Learning from Echo Nest Artist Reviews With Naive Bayes Classifier
I tried two different versions of Multinomial Naive Bayes on the reviews for each of the track_artists. The first was a "naive" approach, where I used a tfidf vectorizer and scikit learn's "GridSearchCV" function to make the best model I could using just these two tools. The grid search took all night to run, though...
The second approach was more complex. First I loaded a dictionary of word sentiments from SentiWordNet. I then used scikit learns "FeatureUnion" function to incorporate word sentiments and part of speech (also given in the SentiWordNet data) into my Naive Bayes classifier for each word.
The simple model actually performed much better than the complex model, as it turned out.
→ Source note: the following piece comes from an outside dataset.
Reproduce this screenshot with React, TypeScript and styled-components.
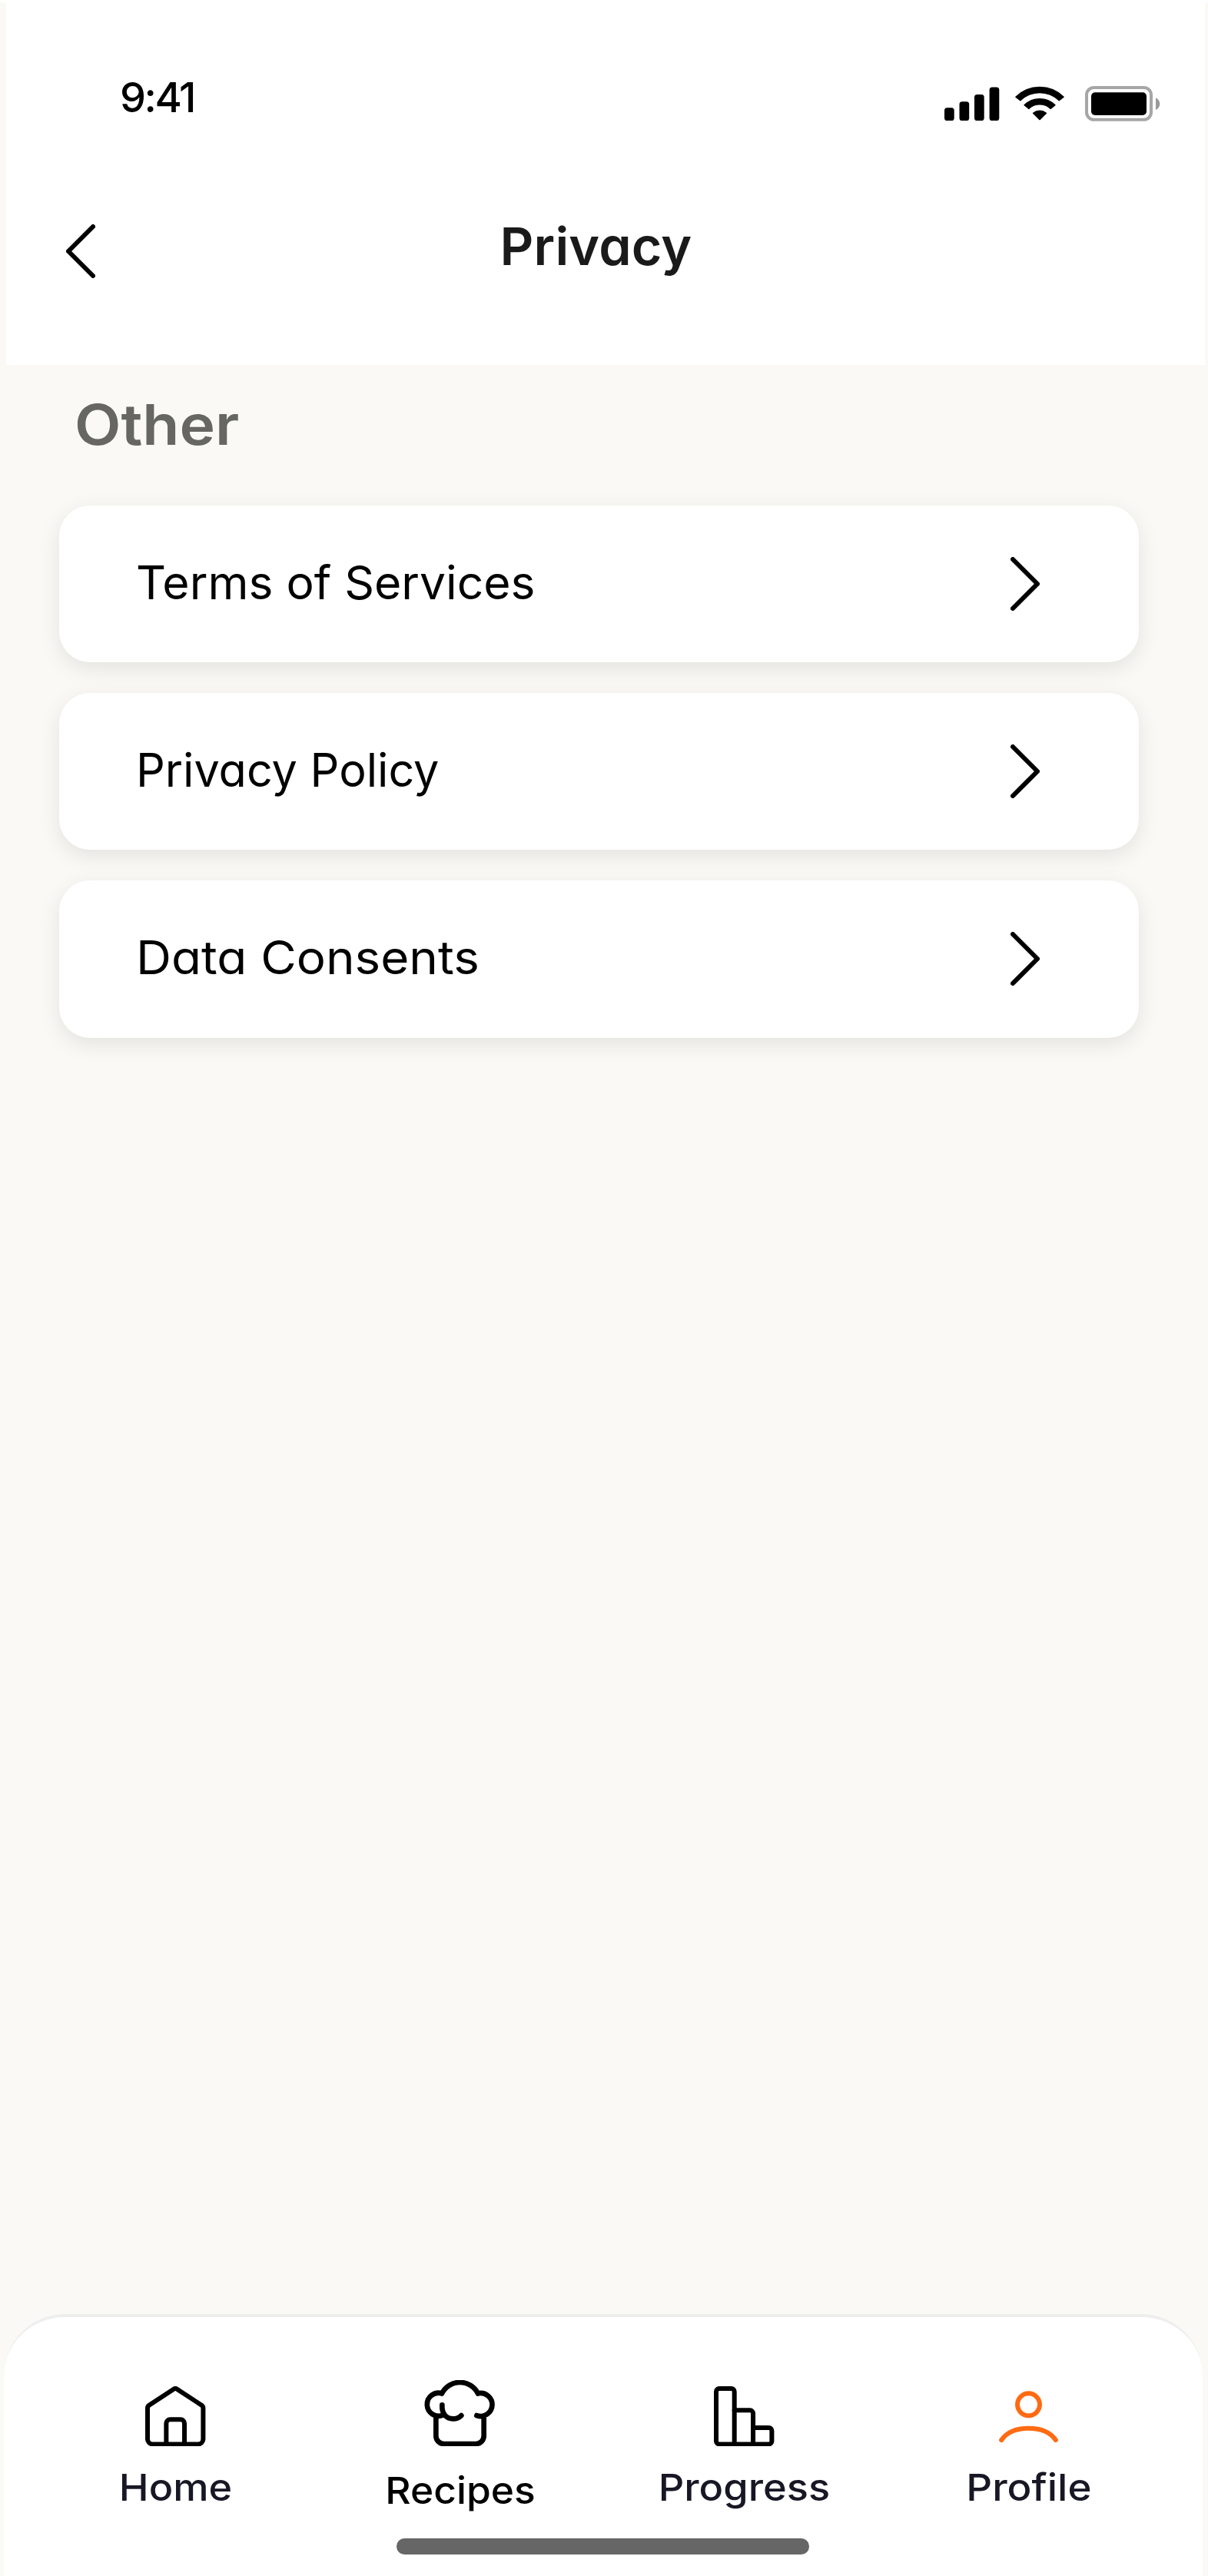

This may be because all reviews are likely to be strongly opinionated. The simple approach may take a more "objective stance." The discrepancy also may be due to the fact that I was not able to perform a gridsearch on the union model (takes too long). the simple model was able to reach an f-score of 80 percent consistently, but we should take this with a grain of salt, because the recall for "love" was 100%, and for "like" 0%, indicating that my classifier may have just classified everything as "love."
I performed two different ensemble approaches. Both used a stacked logistic regression to make a weighted average for a set of predicted probabilities given by several classifiers.
The first approach used a logistic regression and a simple naive bayes classifier on the bottom level. Using an ensemble allowed me to boost my f1 score up to 0.85, which is significant, even given the unbalance in the data.
The second approach was basically a free for all, where I threw every ensemble classifier I could find at the problem. On the surface, this approach did not work well at all, because, the classifiers had very strong disagreements with each other, as you can see in this graph showing the coefficient weights of each classifier's predictions in the upper level of the stack.